Like Goldwater, Middendorf believes that extremism in defense of liberty is a virtue. Americans to his left all look alike to him: They are enemies of individual rights. "People with whom I disagree," Middendorf proclaims, "believe that earning a profit means abusing workers and that employing hundreds of people is a form of exploitation." By 1962, he was convinced that unless conservatives aroused themselves, President John F. Kennedy would "go all the way to socialism." Middendorf "didn't understand - then, or later" why members of the John Birch Society "were deemed to be such a threat to democracy." And so he found nothing radical - or objectionable - in Goldwater's policy agenda: Make contributions to Social Security voluntary; privatize the Tennessee Valley Authority; give the NATO commander authority to use tactical nuclear weapons; repeal the Nuclear Test Ban Treaty so that the United States could test new weapons; and revisit the "unconstitutional" provisions of the Civil Rights Act of 1964.

Middendorf admits that Goldwater was an inept campaigner, with a tendency to shoot from the lip. But he blames neither the messenger nor the message for the landslide loss. The lesson of 1964, he emphasizes, was that "the Democrats appealed to emotion and ... [w]e appealed to logic." Goldwater's positions were in the mainstream, Middendorf maintains. He was poorly served by the "Arizona Mafia," especially Denison Kitchel, who supplanted F. Clifton White and William Rusher, the experienced professionals who spearheaded the "Draft Goldwater" crusade; sabotaged by a cabal of Republican liberals, led by Nelson Rockefeller; and finished off by Lyndon B. Johnson, who enlisted the FBI and CIA to bug Goldwater's headquarters, hotel rooms and campaign plane, distorted his rival's record and rhetoric, and portrayed him on the stump and in television ads as preposterous and dangerous.

If Goldwater's message had gotten through, Middendorf suggests, unpersuasively, the senator from Arizona might have won. Middendorf cites limited spot polling indicating that many undecided voters switched to Goldwater after viewing Ronald Reagan's speech, "A Time for Choosing." But Kitchel feared that Reagan's speech, which asked voters to preserve for their children "the last best hope of man on Earth" or "sentence them to take the last step into a thousand years of darkness," exposed his candidate's vulnerability on Social Security. Middendorf thinks "skilled political minds" should ponder whether the outcome would have been different had Reagan's speech been introduced earlier and used more extensively during the campaign. He's also willing to entertain the possibility that if the election had been held in April 1965, Goldwater would have become the 37th president of the United States.

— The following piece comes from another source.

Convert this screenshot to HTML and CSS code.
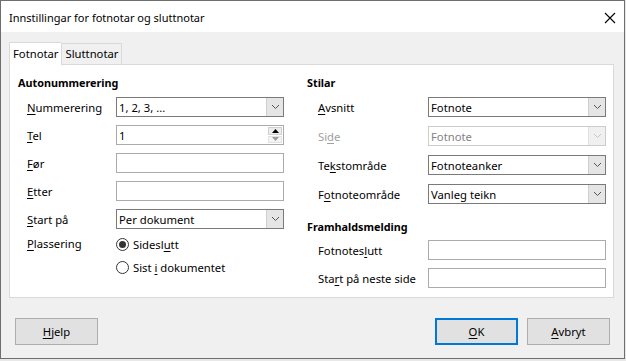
FILE: index.html
```html
<!DOCTYPE html>
<html>
<head>
    <title>Innstillingar for fotnotar og sluttnotar</title>
    <meta name="viewport" content="width=device-width, initial-scale=1">
    <link rel="stylesheet" href="styles.css">
</head>
<body>
    <div class="window">
        <div class="titlebar">
            <span class="title">Innstillingar for fotnotar og sluttnotar</span>
            <svg class="close" width="12" height="12" viewBox="0 0 12 12">
                <path d="M1 1 L11 11 M11 1 L1 11" stroke="#000" stroke-width="1.1" fill="none"/>
            </svg>
        </div>
        <div class="dialog">
            <div class="tabs">
                <div class="tab tab_active">Fotnotar</div>
                <div class="tab">Sluttnotar</div>
            </div>
            <div class="panel">
                <div class="col col_left">
                    <div class="heading">Autonummerering</div>
                    <div class="form form_left">
                        <div class="label"><u>N</u>ummerering</div>
                        <div class="combo">
                            <span class="value">1, 2, 3, ...</span>
                            <span class="arrow"><svg width="9" height="6" viewBox="0 0 9 6"><path d="M1 1 L4.5 4.5 L8 1" stroke="#555" fill="none"/></svg></span>
                        </div>

                        <div class="label"><u>T</u>el</div>
                        <div class="spin">
                            <span class="value">1</span>
                            <span class="spin_btns">
                                <span class="spin_up"><svg width="7" height="4" viewBox="0 0 7 4"><path d="M0 4 L3.5 0 L7 4 Z" fill="#000"/></svg></span>
                                <span class="spin_down"><svg width="7" height="4" viewBox="0 0 7 4"><path d="M0 0 L3.5 4 L7 0 Z" fill="#9a9a9a"/></svg></span>
                            </span>
                        </div>

                        <div class="label"><u>F</u>ør</div>
                        <div class="entry"></div>

                        <div class="label"><u>E</u>tter</div>
                        <div class="entry"></div>

                        <div class="label"><u>S</u>tart på</div>
                        <div class="combo">
                            <span class="value">Per dokument</span>
                            <span class="arrow"><svg width="9" height="6" viewBox="0 0 9 6"><path d="M1 1 L4.5 4.5 L8 1" stroke="#555" fill="none"/></svg></span>
                        </div>

                        <div class="label label_radio"><u>P</u>lassering</div>
                        <div class="radios">
                            <div class="radio"><span class="dot dot_on"></span><span>Sidesl<u>u</u>tt</span></div>
                            <div class="radio"><span class="dot"></span><span>Sist <u>i</u> dokumentet</span></div>
                        </div>
                    </div>
                </div>

                <div class="col col_right">
                    <div class="heading">Stilar</div>
                    <div class="form form_right">
                        <div class="label"><u>A</u>vsnitt</div>
                        <div class="combo">
                            <span class="value">Fotnote</span>
                            <span class="arrow"><svg width="9" height="6" viewBox="0 0 9 6"><path d="M1 1 L4.5 4.5 L8 1" stroke="#555" fill="none"/></svg></span>
                        </div>

                        <div class="label label_off">Si<u>d</u>e</div>
                        <div class="combo combo_off">
                            <span class="value">Fotnote</span>
                            <span class="arrow"><svg width="9" height="6" viewBox="0 0 9 6"><path d="M1 1 L4.5 4.5 L8 1" stroke="#c4c4c4" fill="none"/></svg></span>
                        </div>

                        <div class="label">Te<u>k</u>stområde</div>
                        <div class="combo">
                            <span class="value">Fotnoteanker</span>
                            <span class="arrow"><svg width="9" height="6" viewBox="0 0 9 6"><path d="M1 1 L4.5 4.5 L8 1" stroke="#555" fill="none"/></svg></span>
                        </div>

                        <div class="label">F<u>o</u>tnoteområde</div>
                        <div class="combo">
                            <span class="value">Vanleg teikn</span>
                            <span class="arrow"><svg width="9" height="6" viewBox="0 0 9 6"><path d="M1 1 L4.5 4.5 L8 1" stroke="#555" fill="none"/></svg></span>
                        </div>
                    </div>

                    <div class="heading heading_second">Framhaldsmelding</div>
                    <div class="form form_right form_tight">
                        <div class="label">Fotnotes<u>l</u>utt</div>
                        <div class="entry"></div>

                        <div class="label">Sta<u>r</u>t på neste side</div>
                        <div class="entry"></div>
                    </div>
                </div>
            </div>
            <div class="buttons">
                <button class="button"><u>H</u>jelp</button>
                <div class="spacer"></div>
                <button class="button button_default"><u>O</u>K</button>
                <button class="button"><u>A</u>vbryt</button>
            </div>
        </div>
    </div>
</body>
</html>
```

FILE: styles.css
```css
html {
	font-family: "Noto Sans", "Open Sans", sans-serif;
	font-size: 11.25px;
	color: #000;
  }
  body {
	margin: 0;
	background-color: #e8e8e8;
  }
  u {
	text-decoration: underline;
	text-underline-offset: 2px;
  }
  .window {
	width: 623px;
	height: 357px;
	border: 1px solid #6e6e6e;
	background-color: #f0f0f0;
	display: flex;
	flex-direction: column;
  }
  .titlebar {
	height: 31px;
	background-color: #fff;
	display: flex;
	align-items: center;
	padding: 0 8px 0 8px;
  }
  .title {
	flex: 1;
	font-size: 11px;
	padding-top: 2px;
  }
  .close {
	margin-top: 2px;
  }
  .dialog {
	flex: 1;
	padding: 10px 14px 0 8px;
	display: flex;
	flex-direction: column;
  }
  .tabs {
	display: flex;
	align-items: flex-end;
	height: 22px;
  }
  .tab {
	height: 20px;
	line-height: 20px;
	padding: 0 3px;
	border: 1px solid #d9d9d9;
	border-bottom: none;
	background-color: #f0f0f0;
  }
  .tab_active {
	height: 22px;
	line-height: 22px;
	background-color: #fff;
	border-right: none;
	margin-bottom: -1px;
	position: relative;
	z-index: 1;
  }
  .panel {
	width: 589px;
	margin-right: -4px;
	height: 222px;
	border: 1px solid #d9d9d9;
	background-color: #fff;
	padding: 10px 6px 0 8px;
	display: flex;
  }
  .col_left {
	width: 266px;
  }
  .col_right {
	width: 299px;
	margin-left: 23px;
  }
  .heading {
	font-weight: bold;
	font-size: 10.8px;
	height: 16px;
	line-height: 16px;
	margin-bottom: 6px;
  }
  .heading_second {
	margin-top: 15px;
	margin-bottom: 5px;
  }
  .form {
	display: grid;
	align-items: center;
  }
  .form_left {
	margin-left: 9px;
	grid-template-columns: 89px 168px;
	row-gap: 8px;
  }
  .form_right {
	margin-left: 11px;
	grid-template-columns: 110px 178px;
	row-gap: 9px;
  }
  .form_tight {
	row-gap: 8px;
  }
  .label {
	white-space: nowrap;
  }
  .label_radio {
	align-self: start;
	height: 18px;
	line-height: 18px;
	margin-top: -2px;
  }
  .label_off {
	color: #a0a0a0;
  }
  .combo, .spin, .entry {
	height: 20px;
	box-sizing: border-box;
	display: flex;
	align-items: center;
	background-color: #fff;
  }
  .combo {
	border: 1px solid #7a7a7a;
  }
  .combo_off {
	border-color: #cccccc;
	color: #838383;
  }
  .spin, .entry {
	border: 1px solid #ababab;
  }
  .value {
	flex: 1;
	padding-left: 2px;
	white-space: nowrap;
  }
  .arrow {
	width: 17px;
	height: 100%;
	box-sizing: border-box;
	background-color: #e5e5e5;
	border-left: 1px solid #cfcfcf;
	display: flex;
	align-items: center;
	justify-content: center;
  }
  .combo_off .arrow {
	background-color: #f0f0f0;
	border-left-color: #e0e0e0;
  }
  .spin_btns {
	width: 15px;
	height: 100%;
	display: flex;
	flex-direction: column;
	padding: 1px 1px 1px 0;
	box-sizing: border-box;
	gap: 1px;
  }
  .spin_up, .spin_down {
	flex: 1;
	display: flex;
	align-items: center;
	justify-content: center;
	border: 1px solid #d0d0d0;
	background-color: #ececec;
  }
  .spin_down {
	background-color: #f4f4f4;
	border-color: #e2e2e2;
  }
  .radios {
	display: flex;
	flex-direction: column;
	gap: 5px;
	margin-top: -2px;
  }
  .radio {
	height: 18px;
	display: flex;
	align-items: center;
	white-space: nowrap;
  }
  .dot {
	width: 11px;
	height: 11px;
	border: 1px solid #333;
	border-radius: 50%;
	margin-right: 4px;
	display: flex;
	align-items: center;
	justify-content: center;
	background-color: #fff;
  }
  .dot_on::after {
	content: "";
	width: 7px;
	height: 7px;
	border-radius: 50%;
	background-color: #333;
  }
  .buttons {
	display: flex;
	margin-top: 20px;
	padding-left: 6px;
	gap: 9px;
  }
  .spacer {
	flex: 1;
  }
  .button {
	width: 83px;
	height: 27px;
	font-family: inherit;
	font-size: 11.25px;
	color: #000;
	background-color: #e1e1e1;
	border: 1px solid #adadad;
	padding: 0;
	-webkit-user-select: none;
	user-select: none;
  }
  .button_default {
	border: 2px solid #0078d7;
  }
```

Barry Goldwater did present "a choice, not an echo" in 1964. But no Republican - and certainly not a right-winger - could have bested Lyndon Johnson in that year. The lasting accomplishment of Goldwater's "glorious disaster," most observers now agree, was moving the center of gravity in the GOP from Eastern Establishment moderates to conservatives in the Southwest and West. Movement conservatives would not dominate American politics, however, until liberalism imploded in the 1960s and '70s and politicians attracted voters with a social agenda that included opposition to abortion, secularization, women's rights, homosexuality, drugs and flag-burning. It was an agenda that Barry Goldwater, a libertarian, didn't much like.

Glenn C. Altschuler is the Thomas and Dorothy Litwin Professor of American Studies at Cornell University.